The physical impact of Antarctic glacial melting on sea level variability is being extensively studied [1] [2] [3] [4]. The effects of glacial meltwater on Antarctic coastal hydrography and regional marine ecosystem are also expected to be critical to future marine productivity, but understanding of these processes is limited. Meltwater is undoubtedly a significant feature as a consequence of atmospheric and oceanic warming in climate-sensitive polar regions [5]. In addition to sea level rise, the melting of both glacial and sea ice also induces water column stratification (particularly in shallow coastal regions), where the meltwater is likely to impact light availability, as well as the function and structure of food webs [6] [7] [8]. The Western Antarctic Peninsula (WAP) is a region experiencing rapid climate change [9]. Mean air temperatures along the WAP have increased significantly (1–2 °C) over the last 50 years [10], which has profound consequences on sea ice, ice shelves, and glacial melting [8] [11]. This change had already triggered the collapse of Larsen ice shelf A and B east of the Peninsula [12] [13] [14].

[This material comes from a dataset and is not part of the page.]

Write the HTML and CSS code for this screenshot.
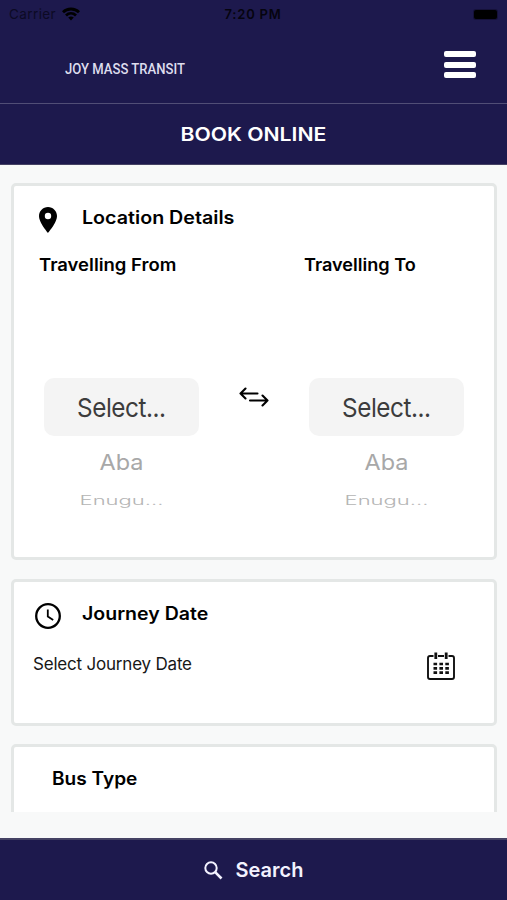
FILE: index.html
```html
<!DOCTYPE html>
<html lang="en">
<head>
<meta charset="utf-8">
<title>Joy Mass Transit</title>
<link rel="stylesheet" href="styles.css">
</head>
<body>
<div class="app">
  <header class="header">
    <div class="status">
      <div class="carrier"><span>Carrier</span>
        <svg width="18" height="14" viewBox="0 0 18 14" fill="none" stroke="#000" stroke-width="2.8"><path d="M1 5.2C5.3 .9 12.700 .9 17 5.200M4 8.500C6.900 5.700 11.100 5.700 14 8.500"/><path d="M9 13.500L6.200 10.600Q9 8.300 11.800 10.600Z" fill="#000" stroke="none"/></svg>
      </div>
      <time class="clock">7:20 PM</time>
      <div class="battery-slot"><i class="battery"></i></div>
    </div>
    <div class="brand-row">
      <span class="brand">JOY MASS TRANSIT</span>
      <button class="menu" aria-label="Menu"><i></i><i></i><i></i></button>
    </div>
  </header>
  <h1 class="title"><span>BOOK ONLINE</span></h1>
  <main class="content">
    <section class="card location">
      <div class="card-head">
        <svg class="pin" width="18" height="26" viewBox="0 0 18 26"><path fill-rule="evenodd" d="M9 0C4 0 0 4 0 9.100C0 15.800 9 26 9 26S18 15.800 18 9.100C18 4 14 0 9 0ZM9 5.800a3.200 3.200 0 1 1 0 6.400a3.200 3.200 0 0 1 0-6.400Z"/></svg>
        <h2 class="h-location">Location Details</h2>
      </div>
      <div class="route">
        <div class="stop">
          <h3 class="l-from">Travelling From</h3>
          <div class="picker">
            <div class="selected"><span>Select...</span></div>
            <div class="next"><span>Aba</span></div>
            <div class="far"><span>Enugu...</span></div>
          </div>
        </div>
        <svg class="swap" width="30" height="20" viewBox="0 0 30 20" fill="none" stroke="#000" stroke-width="2.100" stroke-linecap="round" stroke-linejoin="round"><path d="M18.500 6.500H1.500M6.500 1.500L1.500 6.500L6.500 11.500M11 13.500H28.500M23.500 8.500L28.500 13.500L23.500 18.500"/></svg>
        <div class="stop">
          <h3 class="l-to">Travelling To</h3>
          <div class="picker">
            <div class="selected"><span>Select...</span></div>
            <div class="next"><span>Aba</span></div>
            <div class="far"><span>Enugu...</span></div>
          </div>
        </div>
      </div>
    </section>
    <section class="card journey">
      <div class="card-head">
        <svg class="watch" width="26" height="26" viewBox="0 0 26 26" fill="none" stroke="#000"><circle cx="13" cy="13" r="11.800" stroke-width="2.300"/><path d="M12.800 6.500V13.500L18.200 17" stroke-width="1.800"/></svg>
        <h2 class="h-journey">Journey Date</h2>
      </div>
      <div class="date-row">
        <span class="date">Select Journey Date</span>
        <svg class="calendar" width="28" height="28" viewBox="0 0 28 28"><path d="M6.500 4H3Q1 4 1 6V25Q1 27 3 27H25Q27 27 27 25V6Q27 4 25 4H21.500M11 4H17" fill="none" stroke="#111" stroke-width="1.900"/><path d="M8.800 .5V7M19.200 .5V7" stroke="#111" stroke-width="2.800"/><path d="M6.500 12H22M6.500 16.300H22M6.500 20.600H22" stroke="#111" stroke-width="2.700" stroke-dasharray="3.600 2.300"/></svg>
      </div>
    </section>
    <section class="card bus"><h2 class="h-bus">Bus Type</h2></section>
  </main>
  <button class="search">
    <svg width="19" height="19" viewBox="0 0 19 19" fill="none" stroke="#f3f2ff" stroke-width="2"><circle cx="7" cy="7" r="5.700"/><path d="M11.200 11.200L17.500 17.500" stroke-width="2.600"/></svg>
    <span>Search</span>
  </button>
</div>
</body>
</html>
```
FILE: styles.css
```css
* { box-sizing: border-box; }
body { margin: 0; font-family: Inter, "Liberation Sans", sans-serif; color: #000; background: #f8f9f9; }
h1, h2, h3 { margin: 0; font-weight: 600; white-space: nowrap; }
button { border: 0; padding: 0; background: none; font: inherit; }
svg { display: block; flex: none; }
.app { height: 900px; display: flex; flex-direction: column; overflow: hidden; }
.header { height: 104px; background: #1d194d; border-bottom: 1px solid #514e76; }
.status { height: 28px; display: grid; grid-template-columns: 1fr auto 1fr; align-items: center; padding: 0 10px 0 9px; font-size: 13.500px; color: #05040f; }
.carrier { display: flex; gap: 6px; align-items: center; color: #0c0a24; letter-spacing: .4px; }
.clock { font-weight: 600; font-size: 13px; letter-spacing: .8px; }
.battery-slot { display: flex; justify-content: flex-end; }
.battery { width: 23px; height: 9px; border-radius: 2px; background: #000; box-shadow: 0 0 0 1px #151139; }
.brand-row { display: flex; justify-content: space-between; align-items: flex-start; padding: 23px 31px 0 65px; }
.brand { font: 500 14px/20px Roboto, sans-serif; color: #dedded; margin-top: 8px; transform-origin: left; transform: scaleX(.935); }
.menu { width: 32px; display: grid; gap: 4.500px; }
.menu i { height: 6px; background: #fff; border-radius: 2px; }
.title { height: 61px; flex: none; background: #1d194d; border-bottom: 1px solid #454264; color: #fff; font-size: 19px; line-height: 61px; text-align: center; }
.title span { display: inline-block; transform: scaleX(1.115); }
.content { height: 647px; flex: none; padding: 18px 10px 0 11px; overflow: hidden; display: flex; flex-direction: column; gap: 19px; }
.card { flex: none; background: #fff; border: 3px solid #e4e7e6; border-radius: 5px; }
.card h2 { font-size: 18px; line-height: 25px; }
.card h2, .card h3 { transform-origin: left; }
.h-location { transform: scaleX(1.093); }
.h-journey { transform: scaleX(1.085); }
.h-bus { transform: scaleX(1.06); }
.l-from { transform: scaleX(1.087); }
.l-to { transform: scaleX(1.065); }
.card-head { display: flex; }
.location { height: 377px; padding: 19px 25px 0 25px; }
.pin { margin: 2px 25px 0 0; }
.route { display: flex; justify-content: space-between; margin-top: 20px; }
.stop { width: 165px; }
.stop h3 { font-size: 17px; line-height: 24px; }
.picker { width: 155px; margin: 101px 0 0 5px; text-align: center; }
.selected { height: 58px; border-radius: 10px; background: #f4f4f4; color: #3c3c3c; font-size: 26px; line-height: 59px; letter-spacing: -.5px; }
.next { height: 50px; color: #a8a8a8; font-size: 23.500px; line-height: 54px; }
.far { height: 28px; color: #b4b4b4; font-size: 22px; font-weight: 300; line-height: 28px; }
.selected span, .next span, .far span { display: inline-block; }
.selected span { transform: scaleX(.935); }
.next span { transform: scaleY(.91); }
.far span { transform: scaleY(.58); }
.swap { margin: 134px 0 0 0; }
.journey { height: 147px; padding: 19px 39px 0 19px; }
.watch { margin: 2px 21px 0 2px; }
.date-row { display: flex; justify-content: space-between; align-items: flex-start; margin-top: 23px; }
.date { font-size: 17px; line-height: 25px; color: #171717; letter-spacing: -.2px; }
.calendar { margin-top: 0; }
.bus { height: 147px; padding: 19px 38px; margin-top: -1px; }
.search { height: 62px; margin-top: auto; flex: none; background: #1d194d; border-top: 2px solid #454264; color: #f3f2ff; display: flex; align-items: center; justify-content: center; gap: 13px; font-size: 20px; font-weight: 600; }
```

Glacial meltwater input in fjords and other coastal Antarctic regions has been associated with the regional warming [9]. The meltwater discharge can impact surface stratification and increase nearshore turbidity which influences underwater light field as shown in this study. Meltwater can also have secondary effects on Antarctic coastal ecosystems by influencing the timing of sea ice formation and promoting phytoplankton growth [7]. In Andvord Bay, we observed a relatively weak meltwater process near the glacio-marine interface with Bagshawe glacier. Concurrent in-situ optical measurements, especially particulate backscattering coefficient and particulate beam attenuation coefficient, were found to detect the presence of fine sediment loading. The presence of sedimentary nanoparticles, in combination with more negative δ18O and lower salinity, were attributed to the presence of meltwater. These nanoparticles were likely missed by sampling with standard GF/F (0.7 μm) filters. These optical features were utilized to model the spatial distribution of meltwater fraction in Andvord Bay (Model 1). Model 2 better correlates with in-situ meltwater measurements than Model 1 due to the integrative effect of the AOP variables. The models developed in this study can potentially be applied to remote sensing datasets to detect meltwater presence at the sea surface. In addition to the optical properties of glacial meltwater, we also documented a significant temporal variability in phytoplankton concentration, where surface chl-a decreased one-order of magnitude from December to April. Phytoplankton sedimentation was observed as deep chl-a and phaeo-pigments (z > 300m), increasing towards the end of the austral growing season.